══ Recorded information

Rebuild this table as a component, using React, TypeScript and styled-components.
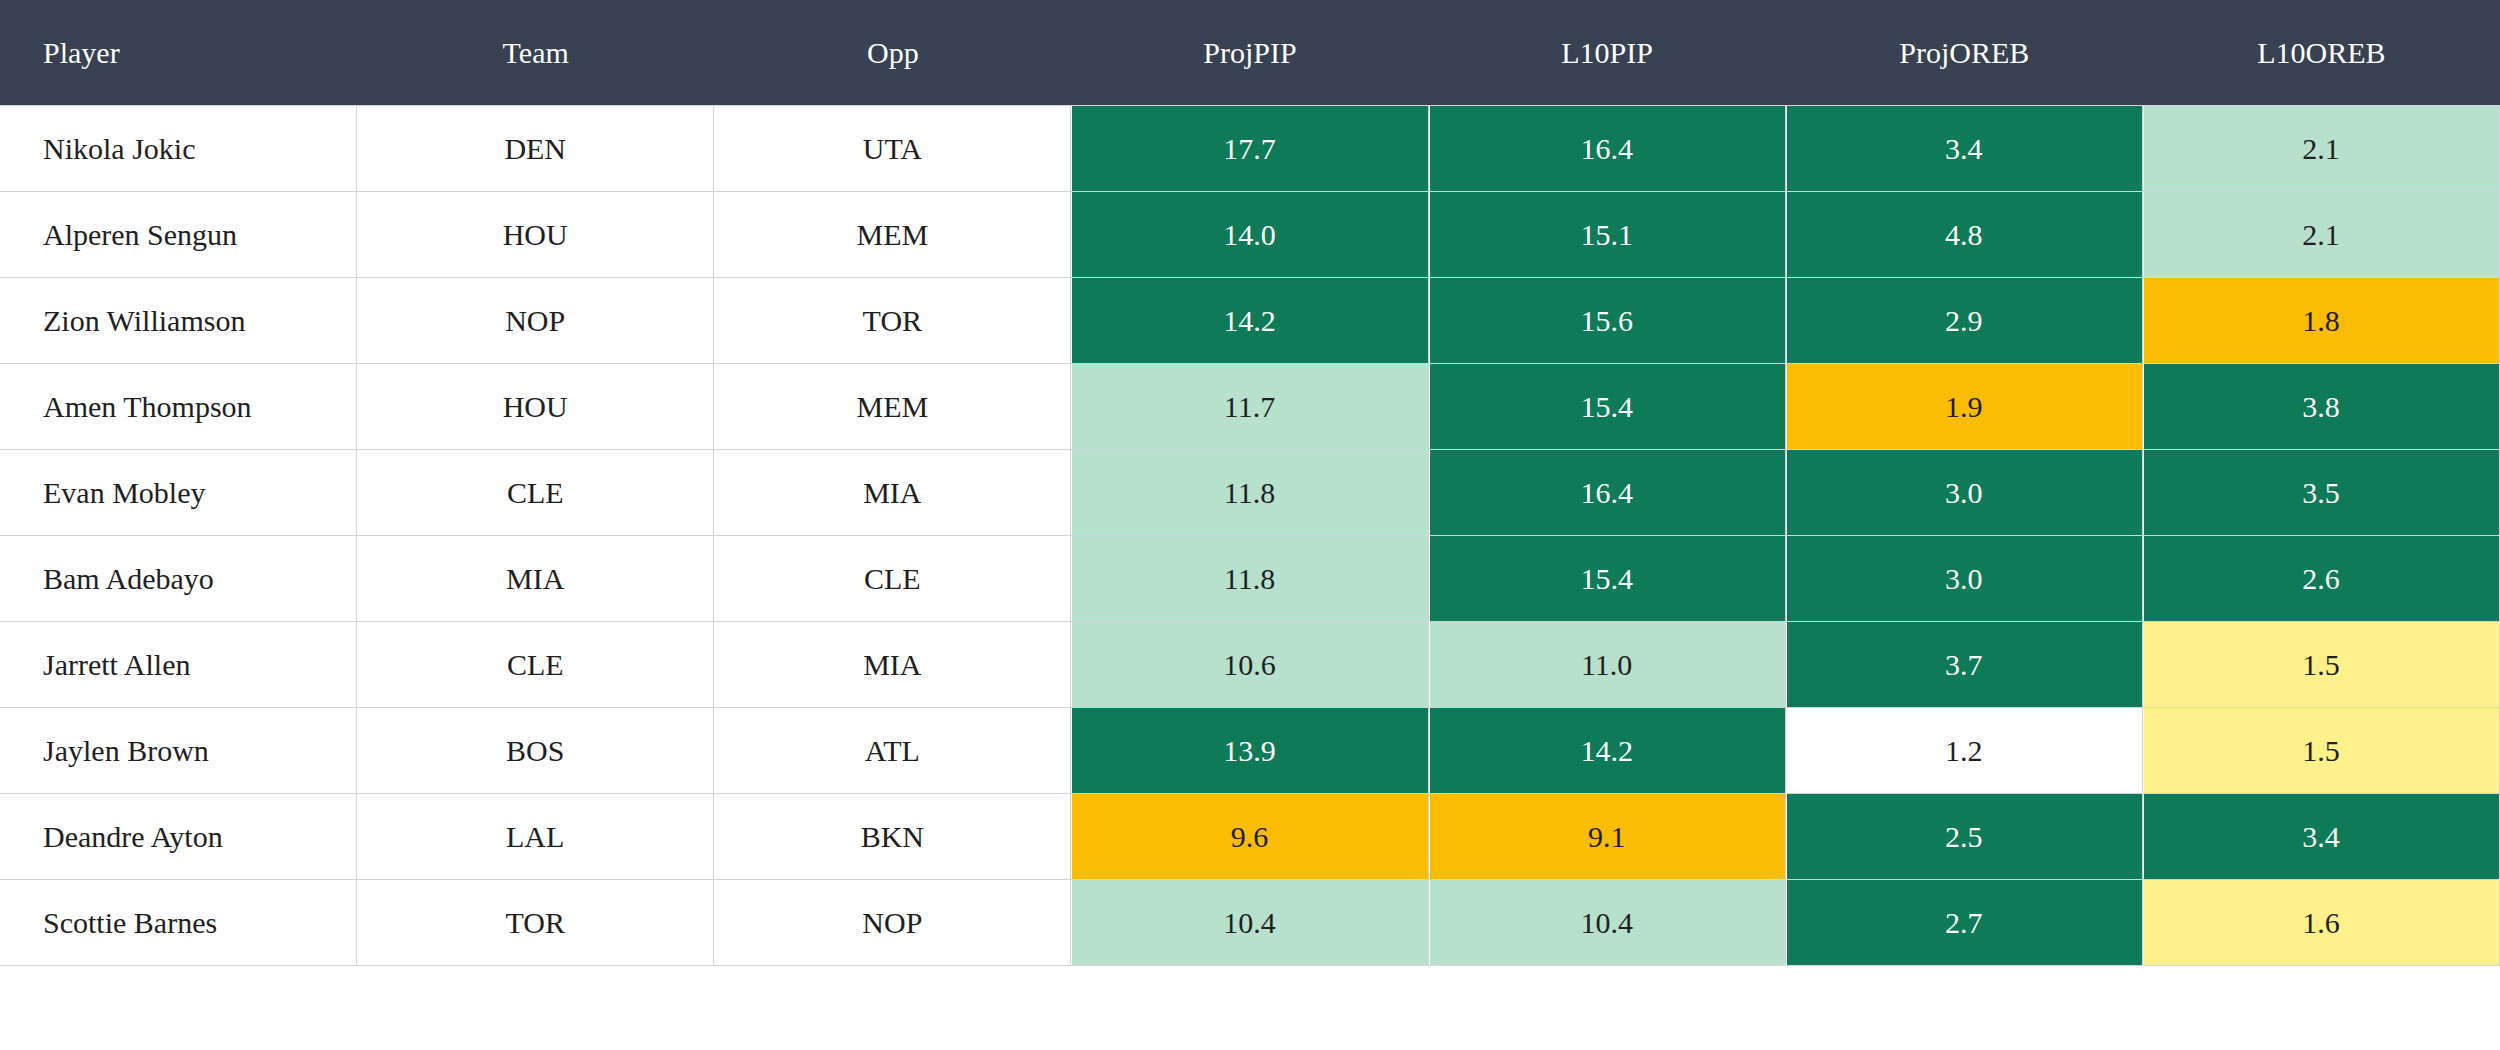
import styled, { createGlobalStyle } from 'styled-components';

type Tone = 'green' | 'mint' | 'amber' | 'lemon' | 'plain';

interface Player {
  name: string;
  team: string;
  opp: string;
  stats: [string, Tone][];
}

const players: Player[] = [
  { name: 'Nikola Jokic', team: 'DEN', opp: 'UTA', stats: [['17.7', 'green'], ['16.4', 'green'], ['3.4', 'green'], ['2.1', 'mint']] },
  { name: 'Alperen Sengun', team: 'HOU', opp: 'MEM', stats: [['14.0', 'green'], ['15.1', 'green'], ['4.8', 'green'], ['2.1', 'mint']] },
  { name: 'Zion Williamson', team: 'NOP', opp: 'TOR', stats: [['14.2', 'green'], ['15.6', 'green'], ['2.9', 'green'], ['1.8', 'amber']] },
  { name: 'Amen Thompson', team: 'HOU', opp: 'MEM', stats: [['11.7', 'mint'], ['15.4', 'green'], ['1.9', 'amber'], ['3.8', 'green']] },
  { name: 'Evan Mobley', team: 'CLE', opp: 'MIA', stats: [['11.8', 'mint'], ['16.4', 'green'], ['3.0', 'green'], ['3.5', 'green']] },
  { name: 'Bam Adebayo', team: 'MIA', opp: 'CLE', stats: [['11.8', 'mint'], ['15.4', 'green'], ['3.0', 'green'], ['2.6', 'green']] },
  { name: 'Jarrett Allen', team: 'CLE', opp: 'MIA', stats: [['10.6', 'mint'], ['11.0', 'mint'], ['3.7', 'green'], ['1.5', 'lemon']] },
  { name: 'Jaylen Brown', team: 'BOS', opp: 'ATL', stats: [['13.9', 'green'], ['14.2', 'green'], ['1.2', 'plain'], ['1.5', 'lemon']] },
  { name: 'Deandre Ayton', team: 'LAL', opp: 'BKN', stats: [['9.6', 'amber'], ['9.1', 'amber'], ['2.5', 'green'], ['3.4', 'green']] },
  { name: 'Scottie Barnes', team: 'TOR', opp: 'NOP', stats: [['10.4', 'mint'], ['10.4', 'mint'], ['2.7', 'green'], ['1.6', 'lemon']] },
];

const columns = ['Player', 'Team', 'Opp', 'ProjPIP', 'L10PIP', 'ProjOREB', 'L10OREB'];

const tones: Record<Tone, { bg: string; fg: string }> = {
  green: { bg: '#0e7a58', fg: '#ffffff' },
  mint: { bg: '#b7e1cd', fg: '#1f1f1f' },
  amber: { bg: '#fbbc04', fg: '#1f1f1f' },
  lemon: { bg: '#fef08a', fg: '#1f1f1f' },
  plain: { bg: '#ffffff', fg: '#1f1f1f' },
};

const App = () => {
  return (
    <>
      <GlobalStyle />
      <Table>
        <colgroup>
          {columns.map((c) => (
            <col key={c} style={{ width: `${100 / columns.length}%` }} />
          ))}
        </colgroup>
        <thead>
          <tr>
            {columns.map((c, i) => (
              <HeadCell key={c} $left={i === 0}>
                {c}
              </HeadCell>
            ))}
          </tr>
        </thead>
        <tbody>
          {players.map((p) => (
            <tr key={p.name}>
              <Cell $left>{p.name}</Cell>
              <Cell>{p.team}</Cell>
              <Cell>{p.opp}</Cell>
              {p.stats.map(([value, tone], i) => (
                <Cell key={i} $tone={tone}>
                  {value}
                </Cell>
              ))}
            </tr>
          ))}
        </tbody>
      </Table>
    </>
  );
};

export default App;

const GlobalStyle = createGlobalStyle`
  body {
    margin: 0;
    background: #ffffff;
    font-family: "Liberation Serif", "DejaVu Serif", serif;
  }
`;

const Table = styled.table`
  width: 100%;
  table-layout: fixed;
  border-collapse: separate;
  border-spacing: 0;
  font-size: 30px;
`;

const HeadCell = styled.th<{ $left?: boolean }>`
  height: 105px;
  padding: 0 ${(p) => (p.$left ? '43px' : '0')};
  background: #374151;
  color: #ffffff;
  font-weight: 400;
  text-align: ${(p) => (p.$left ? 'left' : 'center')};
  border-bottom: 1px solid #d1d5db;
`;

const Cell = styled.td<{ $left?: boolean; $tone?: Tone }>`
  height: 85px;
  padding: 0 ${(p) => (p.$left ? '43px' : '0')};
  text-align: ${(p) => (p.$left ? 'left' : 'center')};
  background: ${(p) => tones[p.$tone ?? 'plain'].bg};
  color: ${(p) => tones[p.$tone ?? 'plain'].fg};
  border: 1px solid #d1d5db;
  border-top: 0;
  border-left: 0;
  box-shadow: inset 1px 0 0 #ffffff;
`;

════

* **Work to complete**: Transcribe the whole listing, character for character, but not its images.

* **Result below**:
Rebuild this table as a component, using React, TypeScript and styled-components.
import styled, { createGlobalStyle } from 'styled-components';

type Tone = 'green' | 'mint' | 'amber' | 'lemon' | 'plain';

interface Player {
  name: string;
  team: string;
  opp: string;
  stats: [string, Tone][];
}

const players: Player[] = [
  { name: 'Nikola Jokic', team: 'DEN', opp: 'UTA', stats: [['17.7', 'green'], ['16.4', 'green'], ['3.4', 'green'], ['2.1', 'mint']] },
  { name: 'Alperen Sengun', team: 'HOU', opp: 'MEM', stats: [['14.0', 'green'], ['15.1', 'green'], ['4.8', 'green'], ['2.1', 'mint']] },
  { name: 'Zion Williamson', team: 'NOP', opp: 'TOR', stats: [['14.2', 'green'], ['15.6', 'green'], ['2.9', 'green'], ['1.8', 'amber']] },
  { name: 'Amen Thompson', team: 'HOU', opp: 'MEM', stats: [['11.7', 'mint'], ['15.4', 'green'], ['1.9', 'amber'], ['3.8', 'green']] },
  { name: 'Evan Mobley', team: 'CLE', opp: 'MIA', stats: [['11.8', 'mint'], ['16.4', 'green'], ['3.0', 'green'], ['3.5', 'green']] },
  { name: 'Bam Adebayo', team: 'MIA', opp: 'CLE', stats: [['11.8', 'mint'], ['15.4', 'green'], ['3.0', 'green'], ['2.6', 'green']] },
  { name: 'Jarrett Allen', team: 'CLE', opp: 'MIA', stats: [['10.6', 'mint'], ['11.0', 'mint'], ['3.7', 'green'], ['1.5', 'lemon']] },
  { name: 'Jaylen Brown', team: 'BOS', opp: 'ATL', stats: [['13.9', 'green'], ['14.2', 'green'], ['1.2', 'plain'], ['1.5', 'lemon']] },
  { name: 'Deandre Ayton', team: 'LAL', opp: 'BKN', stats: [['9.6', 'amber'], ['9.1', 'amber'], ['2.5', 'green'], ['3.4', 'green']] },
  { name: 'Scottie Barnes', team: 'TOR', opp: 'NOP', stats: [['10.4', 'mint'], ['10.4', 'mint'], ['2.7', 'green'], ['1.6', 'lemon']] },
];

const columns = ['Player', 'Team', 'Opp', 'ProjPIP', 'L10PIP', 'ProjOREB', 'L10OREB'];

const tones: Record<Tone, { bg: string; fg: string }> = {
  green: { bg: '#0e7a58', fg: '#ffffff' },
  mint: { bg: '#b7e1cd', fg: '#1f1f1f' },
  amber: { bg: '#fbbc04', fg: '#1f1f1f' },
  lemon: { bg: '#fef08a', fg: '#1f1f1f' },
  plain: { bg: '#ffffff', fg: '#1f1f1f' },
};

const App = () => {
  return (
    <>
      <GlobalStyle />
      <Table>
        <colgroup>
          {columns.map((c) => (
            <col key={c} style={{ width: `${100 / columns.length}%` }} />
          ))}
        </colgroup>
        <thead>
          <tr>
            {columns.map((c, i) => (
              <HeadCell key={c} $left={i === 0}>
                {c}
              </HeadCell>
            ))}
          </tr>
        </thead>
        <tbody>
          {players.map((p) => (
            <tr key={p.name}>
              <Cell $left>{p.name}</Cell>
              <Cell>{p.team}</Cell>
              <Cell>{p.opp}</Cell>
              {p.stats.map(([value, tone], i) => (
                <Cell key={i} $tone={tone}>
                  {value}
                </Cell>
              ))}
            </tr>
          ))}
        </tbody>
      </Table>
    </>
  );
};

export default App;

const GlobalStyle = createGlobalStyle`
  body {
    margin: 0;
    background: #ffffff;
    font-family: "Liberation Serif", "DejaVu Serif", serif;
  }
`;

const Table = styled.table`
  width: 100%;
  table-layout: fixed;
  border-collapse: separate;
  border-spacing: 0;
  font-size: 30px;
`;

const HeadCell = styled.th<{ $left?: boolean }>`
  height: 105px;
  padding: 0 ${(p) => (p.$left ? '43px' : '0')};
  background: #374151;
  color: #ffffff;
  font-weight: 400;
  text-align: ${(p) => (p.$left ? 'left' : 'center')};
  border-bottom: 1px solid #d1d5db;
`;

const Cell = styled.td<{ $left?: boolean; $tone?: Tone }>`
  height: 85px;
  padding: 0 ${(p) => (p.$left ? '43px' : '0')};
  text-align: ${(p) => (p.$left ? 'left' : 'center')};
  background: ${(p) => tones[p.$tone ?? 'plain'].bg};
  color: ${(p) => tones[p.$tone ?? 'plain'].fg};
  border: 1px solid #d1d5db;
  border-top: 0;
  border-left: 0;
  box-shadow: inset 1px 0 0 #ffffff;
`;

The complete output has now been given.